Given request =>
Reproduce every line of the listing as written, apart from the pictures.

_____

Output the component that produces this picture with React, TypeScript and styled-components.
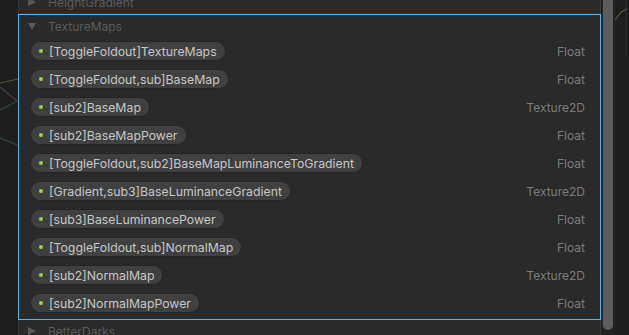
import { createGlobalStyle, styled } from "styled-components"

const Global = createGlobalStyle`
    html, body { margin: 0; padding: 0; background: #1e1e1e; }
    body { font-family: Inter, "Noto Sans", sans-serif; }
`

const Screen = styled.div`
    width: 629px;
    height: 335px;
    display: flex;
    overflow: hidden;
    background: #1e1e1e;
`

const GraphStrip = styled.div<{ $w: number }>`
    width: ${p => p.$w}px;
    flex-shrink: 0;
    position: relative;
    background: #1e1e1e;
    svg { display: block; }
`

const Inspector = styled.div`
    flex: 1;
    display: flex;
    flex-direction: column;
    background: #282828;
    overflow: hidden;
`

const Section = styled.div<{ $selected?: boolean; $clip?: number }>`
    flex-shrink: 0;
    border: 1px solid ${p => (p.$selected ? "#58b3ef" : "#3b3b3b")};
    border-top: ${p => (p.$selected ? "1px solid #58b3ef" : "none")};
    border-bottom: ${p => (p.$selected ? "1px solid #58b3ef" : "1px solid #303030")};
    margin-top: ${p => (p.$clip ? -p.$clip : 0)}px;
    padding-bottom: ${p => (p.$selected ? 2 : 0)}px;
    background: #2a2a2a;
`

const Header = styled.div`
    height: 22px;
    display: flex;
    align-items: center;
    gap: 12px;
    padding-left: 9px;
    color: #5a5a5a;
    font-size: 12px;
`

const Arrow = styled.span<{ $open?: boolean }>`
    width: 0;
    height: 0;
    border-style: solid;
    ${p =>
        p.$open
            ? `border-width: 7px 4.5px 0 4.5px; border-color: #585858 transparent transparent transparent;`
            : `border-width: 4.5px 0 4.5px 8px; border-color: transparent transparent transparent #585858;`}
`

const Row = styled.div`
    height: 28px;
    display: flex;
    align-items: center;
    justify-content: space-between;
    padding: 0 15px 0 11px;
`

const Pill = styled.div`
    height: 20px;
    box-sizing: border-box;
    display: flex;
    align-items: center;
    gap: 6px;
    padding: 0 8px 0 8px;
    border-radius: 10px;
    background: #404040;
    border: 1px solid #252525;
    color: #c6c6c6;
    font-size: 12.3px;
    white-space: nowrap;
`

const Dot = styled.span`
    width: 4px;
    height: 4px;
    border-radius: 50%;
    background: #8fd64a;
    flex-shrink: 0;
`

const TypeLabel = styled.span`
    color: #7b7b7b;
    font-size: 12px;
`

const ScrollTrack = styled.div`
    width: 14px;
    flex-shrink: 0;
    background: #232323;
    padding-left: 2px;
    box-sizing: border-box;
`

const Thumb = styled.div`
    width: 10px;
    height: 330px;
    background: #5d5d5d;
    border-radius: 0 0 5px 5px;
`

type Prop = { name: string; type: string }

const props: Prop[] = [
    { name: "[ToggleFoldout]TextureMaps", type: "Float" },
    { name: "[ToggleFoldout,sub]BaseMap", type: "Float" },
    { name: "[sub2]BaseMap", type: "Texture2D" },
    { name: "[sub2]BaseMapPower", type: "Float" },
    { name: "[ToggleFoldout,sub2]BaseMapLuminanceToGradient", type: "Float" },
    { name: "[Gradient,sub3]BaseLuminanceGradient", type: "Texture2D" },
    { name: "[sub3]BaseLuminancePower", type: "Float" },
    { name: "[ToggleFoldout,sub]NormalMap", type: "Float" },
    { name: "[sub2]NormalMap", type: "Texture2D" },
    { name: "[sub2]NormalMapPower", type: "Float" },
]

export default function App() {
    return (
        <Screen>
            <Global />
            <GraphStrip $w={18}>
                <svg width="18" height="335">
                    <line x1="0" y1="83" x2="18" y2="79" stroke="#55583e" strokeWidth="1" />
                    <line x1="0" y1="87" x2="17" y2="101" stroke="#5e4a55" strokeWidth="1" />
                    <line x1="0" y1="110" x2="17" y2="101" stroke="#2f5558" strokeWidth="1" />
                    <line x1="0" y1="138" x2="17" y2="145" stroke="#2f5558" strokeWidth="1" />
                </svg>
            </GraphStrip>
            <Inspector>
                <Section $clip={9}>
                    <Header>
                        <Arrow />
                        HeightGradient
                    </Header>
                </Section>
                <Section $selected>
                    <Header>
                        <Arrow $open />
                        TextureMaps
                    </Header>
                    {props.map((p, i) => (
                        <Row key={i}>
                            <Pill>
                                <Dot />
                                {p.name}
                            </Pill>
                            <TypeLabel>{p.type}</TypeLabel>
                        </Row>
                    ))}
                </Section>
                <Section>
                    <Header>
                        <Arrow />
                        BetterDarks
                    </Header>
                </Section>
            </Inspector>
            <ScrollTrack>
                <Thumb />
            </ScrollTrack>
            <GraphStrip $w={14}>
                <svg width="14" height="335">
                    <line x1="11" y1="0" x2="11" y2="58" stroke="#2e2e2e" strokeWidth="1" />
                    <polyline points="0,20 6,12 12,9" fill="none" stroke="#6b6a3c" strokeWidth="1" />
                </svg>
            </GraphStrip>
        </Screen>
    )
}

_____

Exercise solution =>
Output the component that produces this picture with React, TypeScript and styled-components.
import { createGlobalStyle, styled } from "styled-components"

const Global = createGlobalStyle`
    html, body { margin: 0; padding: 0; background: #1e1e1e; }
    body { font-family: Inter, "Noto Sans", sans-serif; }
`

const Screen = styled.div`
    width: 629px;
    height: 335px;
    display: flex;
    overflow: hidden;
    background: #1e1e1e;
`

const GraphStrip = styled.div<{ $w: number }>`
    width: ${p => p.$w}px;
    flex-shrink: 0;
    position: relative;
    background: #1e1e1e;
    svg { display: block; }
`

const Inspector = styled.div`
    flex: 1;
    display: flex;
    flex-direction: column;
    background: #282828;
    overflow: hidden;
`

const Section = styled.div<{ $selected?: boolean; $clip?: number }>`
    flex-shrink: 0;
    border: 1px solid ${p => (p.$selected ? "#58b3ef" : "#3b3b3b")};
    border-top: ${p => (p.$selected ? "1px solid #58b3ef" : "none")};
    border-bottom: ${p => (p.$selected ? "1px solid #58b3ef" : "1px solid #303030")};
    margin-top: ${p => (p.$clip ? -p.$clip : 0)}px;
    padding-bottom: ${p => (p.$selected ? 2 : 0)}px;
    background: #2a2a2a;
`

const Header = styled.div`
    height: 22px;
    display: flex;
    align-items: center;
    gap: 12px;
    padding-left: 9px;
    color: #5a5a5a;
    font-size: 12px;
`

const Arrow = styled.span<{ $open?: boolean }>`
    width: 0;
    height: 0;
    border-style: solid;
    ${p =>
        p.$open
            ? `border-width: 7px 4.5px 0 4.5px; border-color: #585858 transparent transparent transparent;`
            : `border-width: 4.5px 0 4.5px 8px; border-color: transparent transparent transparent #585858;`}
`

const Row = styled.div`
    height: 28px;
    display: flex;
    align-items: center;
    justify-content: space-between;
    padding: 0 15px 0 11px;
`

const Pill = styled.div`
    height: 20px;
    box-sizing: border-box;
    display: flex;
    align-items: center;
    gap: 6px;
    padding: 0 8px 0 8px;
    border-radius: 10px;
    background: #404040;
    border: 1px solid #252525;
    color: #c6c6c6;
    font-size: 12.3px;
    white-space: nowrap;
`

const Dot = styled.span`
    width: 4px;
    height: 4px;
    border-radius: 50%;
    background: #8fd64a;
    flex-shrink: 0;
`

const TypeLabel = styled.span`
    color: #7b7b7b;
    font-size: 12px;
`

const ScrollTrack = styled.div`
    width: 14px;
    flex-shrink: 0;
    background: #232323;
    padding-left: 2px;
    box-sizing: border-box;
`

const Thumb = styled.div`
    width: 10px;
    height: 330px;
    background: #5d5d5d;
    border-radius: 0 0 5px 5px;
`

type Prop = { name: string; type: string }

const props: Prop[] = [
    { name: "[ToggleFoldout]TextureMaps", type: "Float" },
    { name: "[ToggleFoldout,sub]BaseMap", type: "Float" },
    { name: "[sub2]BaseMap", type: "Texture2D" },
    { name: "[sub2]BaseMapPower", type: "Float" },
    { name: "[ToggleFoldout,sub2]BaseMapLuminanceToGradient", type: "Float" },
    { name: "[Gradient,sub3]BaseLuminanceGradient", type: "Texture2D" },
    { name: "[sub3]BaseLuminancePower", type: "Float" },
    { name: "[ToggleFoldout,sub]NormalMap", type: "Float" },
    { name: "[sub2]NormalMap", type: "Texture2D" },
    { name: "[sub2]NormalMapPower", type: "Float" },
]

export default function App() {
    return (
        <Screen>
            <Global />
            <GraphStrip $w={18}>
                <svg width="18" height="335">
                    <line x1="0" y1="83" x2="18" y2="79" stroke="#55583e" strokeWidth="1" />
                    <line x1="0" y1="87" x2="17" y2="101" stroke="#5e4a55" strokeWidth="1" />
                    <line x1="0" y1="110" x2="17" y2="101" stroke="#2f5558" strokeWidth="1" />
                    <line x1="0" y1="138" x2="17" y2="145" stroke="#2f5558" strokeWidth="1" />
                </svg>
            </GraphStrip>
            <Inspector>
                <Section $clip={9}>
                    <Header>
                        <Arrow />
                        HeightGradient
                    </Header>
                </Section>
                <Section $selected>
                    <Header>
                        <Arrow $open />
                        TextureMaps
                    </Header>
                    {props.map((p, i) => (
                        <Row key={i}>
                            <Pill>
                                <Dot />
                                {p.name}
                            </Pill>
                            <TypeLabel>{p.type}</TypeLabel>
                        </Row>
                    ))}
                </Section>
                <Section>
                    <Header>
                        <Arrow />
                        BetterDarks
                    </Header>
                </Section>
            </Inspector>
            <ScrollTrack>
                <Thumb />
            </ScrollTrack>
            <GraphStrip $w={14}>
                <svg width="14" height="335">
                    <line x1="11" y1="0" x2="11" y2="58" stroke="#2e2e2e" strokeWidth="1" />
                    <polyline points="0,20 6,12 12,9" fill="none" stroke="#6b6a3c" strokeWidth="1" />
                </svg>
            </GraphStrip>
        </Screen>
    )
}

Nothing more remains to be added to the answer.